Two months ago, our internet went down. EE arranged an engineer appointment with its partner firm Qube within 48 hours, but the visit was cancelled on the day. Another appointment was made for two days after that, but the engineer was unable to fix the problem. A week after the problem, an Openreach engineer attended and restored our service. EE’s compensation policy, in the event of total loss of service, entitles us to £48.80 plus £30.49 for a late-notice appointment cancellation. However, EE only paid £18.66. I was told compensation for cancelled appointments only applies to Openreach engineers and I wasn’t entitled to compensation for the seven-day delay because it recorded that there was no fault.
HT, Hook, Hampshire

The auto-compensation scheme is not goodwill on the part of EE; it’s a requirement by regulator Ofcom. Under the rules, customers are entitled to daily payments of £9.76 if their service is not restored within two working days and last-minute cancellations require a £30.49 payout.

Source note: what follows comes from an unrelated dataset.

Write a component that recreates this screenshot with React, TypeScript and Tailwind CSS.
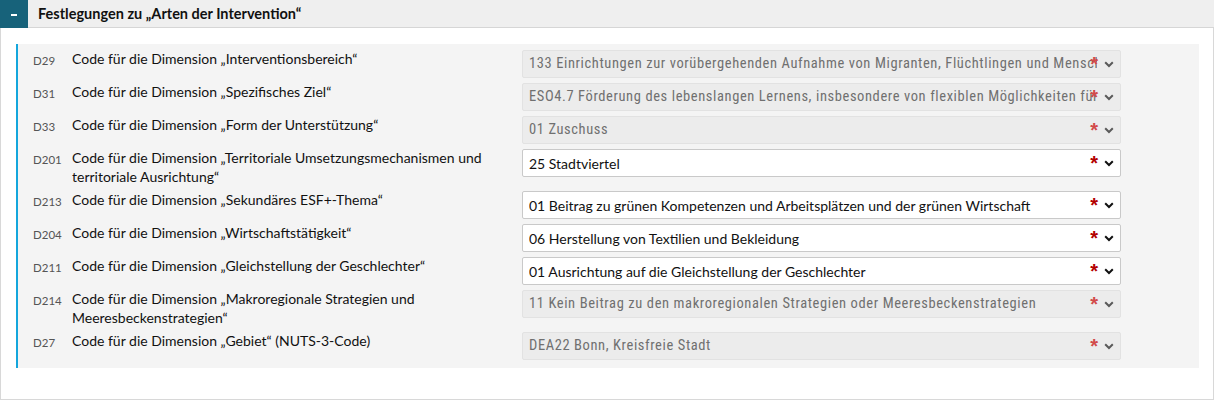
const rows = [
  { code: 'D29', label: 'Code für die Dimension „Interventionsbereich“', value: '133 Einrichtungen zur vorübergehenden Aufnahme von Migranten, Flüchtlingen und Menschen, die internationalen Schutz beantragen oder genießen', disabled: true },
  { code: 'D31', label: 'Code für die Dimension „Spezifisches Ziel“', value: 'ESO4.7 Förderung des lebenslangen Lernens, insbesondere von flexiblen Möglichkeiten für Weiterbildung und Umschulung', disabled: true },
  { code: 'D33', label: 'Code für die Dimension „Form der Unterstützung“', value: '01 Zuschuss', disabled: true },
  { code: 'D201', label: 'Code für die Dimension „Territoriale Umsetzungsmechanismen und territoriale Ausrichtung“', value: '25 Stadtviertel', disabled: false },
  { code: 'D213', label: 'Code für die Dimension „Sekundäres ESF+-Thema“', value: '01 Beitrag zu grünen Kompetenzen und Arbeitsplätzen und der grünen Wirtschaft', disabled: false },
  { code: 'D204', label: 'Code für die Dimension „Wirtschaftstätigkeit“', value: '06 Herstellung von Textilien und Bekleidung', disabled: false },
  { code: 'D211', label: 'Code für die Dimension „Gleichstellung der Geschlechter“', value: '01 Ausrichtung auf die Gleichstellung der Geschlechter', disabled: false },
  { code: 'D214', label: 'Code für die Dimension „Makroregionale Strategien und Meeresbeckenstrategien“', value: '11 Kein Beitrag zu den makroregionalen Strategien oder Meeresbeckenstrategien', disabled: true },
  { code: 'D27', label: 'Code für die Dimension „Gebiet“ (NUTS-3-Code)', value: 'DEA22 Bonn, Kreisfreie Stadt', disabled: true },
];

const Chevron = ({ dim }: { dim: boolean }) => (
  <svg width="10" height="7" viewBox="0 0 10 7" className="shrink-0">
    <path d="M1.2 1.3 5 5 8.8 1.3" fill="none" stroke={dim ? '#5a5a5a' : '#111'} strokeWidth="2" />
  </svg>
);

const Select = ({ value, disabled }: { value: string; disabled: boolean }) => (
  <div
    className={
      disabled
        ? 'flex h-[28px] w-[599px] shrink-0 items-center rounded-[2px] border border-[#e2e2e2] bg-[#ececec] pl-[6px] pr-[6px]'
        : 'flex h-[28px] w-[599px] shrink-0 items-center rounded-[2px] border border-[#c9c9c9] bg-white pl-[6px] pr-[6px]'
    }
  >
    <span
      className={
        disabled
          ? 'min-w-0 flex-1 overflow-hidden whitespace-nowrap text-[14.5px] tracking-[0.6px] text-[#707070] [font-family:"Liberation_Sans_Narrow","Roboto_Condensed",Roboto,sans-serif]'
          : 'min-w-0 flex-1 overflow-hidden whitespace-nowrap text-[14px] text-[#111]'
      }
    >
      {value}
    </span>
    <span
      className={
        disabled
          ? 'ml-[-7px] h-[20px] text-[20px] font-bold leading-none text-[#d24a4a] [font-family:"Liberation_Sans",sans-serif]'
          : 'ml-[-7px] h-[20px] text-[20px] font-bold leading-none text-[#b30000] [font-family:"Liberation_Sans",sans-serif]'
      }
    >
      *
    </span>
    <span className="ml-[6px] flex items-center">
      <Chevron dim={disabled} />
    </span>
  </div>
);

const App = () => {
  return (
    <div className="w-[1214px] h-[400px] bg-white text-[#111] [font-family:Lato,'Noto_Sans',sans-serif]">
      <div className="flex h-[28px] items-center border-b border-[#d6d6d6] bg-[#efefef]">
        <div className="flex h-[28px] w-[28px] items-center justify-center bg-[#17627a]">
          <span className="mt-[3px] h-[2px] w-[6px] bg-white" />
        </div>
        <span className="pl-[10px] text-[14.5px] font-bold">Festlegungen zu „Arten der Intervention“</span>
      </div>

      <div className="h-[372px] border-x border-b border-[#d8d8d8] pt-[16px] pl-[15px] pr-[14px]">
        <div className="border-l-2 border-[#14a6dc] bg-[#f4f4f4] pt-[6px] pb-[3px] pl-[15px]">
          {rows.map((r) => (
            <div key={r.code} className="mb-[5px] flex items-start">
              <span className="w-[39px] shrink-0 pt-[1px] text-[11.5px] leading-[19px] text-[#555]">{r.code}</span>
              <span className="mt-[-1px] w-[450px] shrink-0 pr-[30px] text-[14px] leading-[19px]">{r.label}</span>
              <Select value={r.value} disabled={r.disabled} />
            </div>
          ))}
        </div>
      </div>
    </div>
  );
};

export default App;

EE initially tried the same excuse on me. It claimed compensation is not payable until the fault is passed to Openreach which, in your case, did not happen for five days. This is baloney. Next it tried to argue that since faults within a home are excluded from payouts under Ofcom rules, the compensation clock did not start ticking until Openreach had confirmed it was a wider network issue. More baloney. If a fault is confirmed outside the home, daily compensation entitlement is backdated to 48 hours after it was reported.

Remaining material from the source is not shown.